4 “ ‘judicially recognized sources of income cover a wide gamut’ ” (id. at p. 554). They include income “from whatever source derived” (Fam. Code, § 4058, subd. (a)), and include pensions, social security benefits, unemployment insurance benefits, workers’ compensation benefits, etc. (Id., subd. (a)(1)). Funds a tribe pays its members may be considered income a tribal member is required to use to pay support obligations. (In re Marriage of Jacobsen (2004) 121 Cal.App.4th 1187, 1189, 1192.) Income for support includes a father’s bonuses from an Indian tribe (M.S. v. O.S., supra, 176 Cal.App.4th at p. 555), and the reasonable value of rent-free housing on an Indian reservation. (Stewart v. Gomez (1996) 47 Cal.App.4th 1748, 1751, 1754). A tribe’s per capita payment to parents based solely on their tribal membership is income that can be considered in determining child support obligations. (Seymour v. Hunter (1999 Iowa) 603 N.W.2d 625, 626.) Exclusions from Income Family Code section 4058, subdivision (c) precludes a court from determining child support by including as income payments a party receives from “ ‘any public assistance program, eligibility for which is based on a determination of need.’ ” (Elsenheimer v.
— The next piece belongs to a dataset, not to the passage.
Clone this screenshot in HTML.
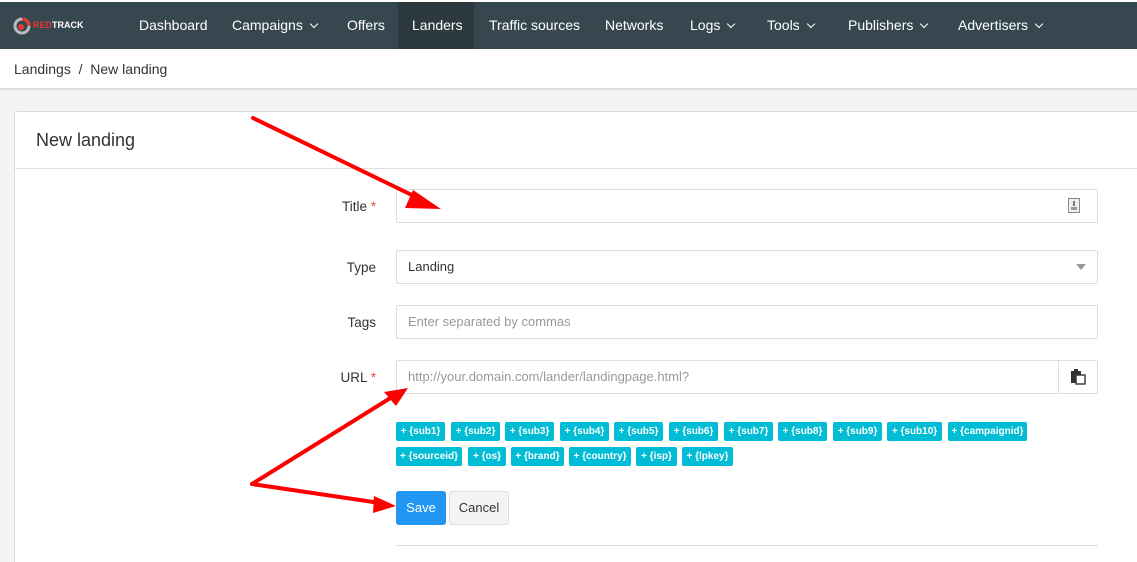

Elsenheimer (2004) 124 Cal.App.4th 1532, 1539.) Armenta claims his tribal benefits fall within this provision. But this statutory exception is narrow. It involves “need- based public assistance” programs for the poor, such as Supplemental Security Income (SSI) (Elsenheimer v. Elsenheimer, supra, 124 Cal.App.4th at pp. 1538-1539); “public assistance program[s]” (In re S.M. (2012) 209 Cal.App.4th 21, 29) that provide a “minimum level of income for the indigent” (id. at p. 30); welfare (County of Yolo v.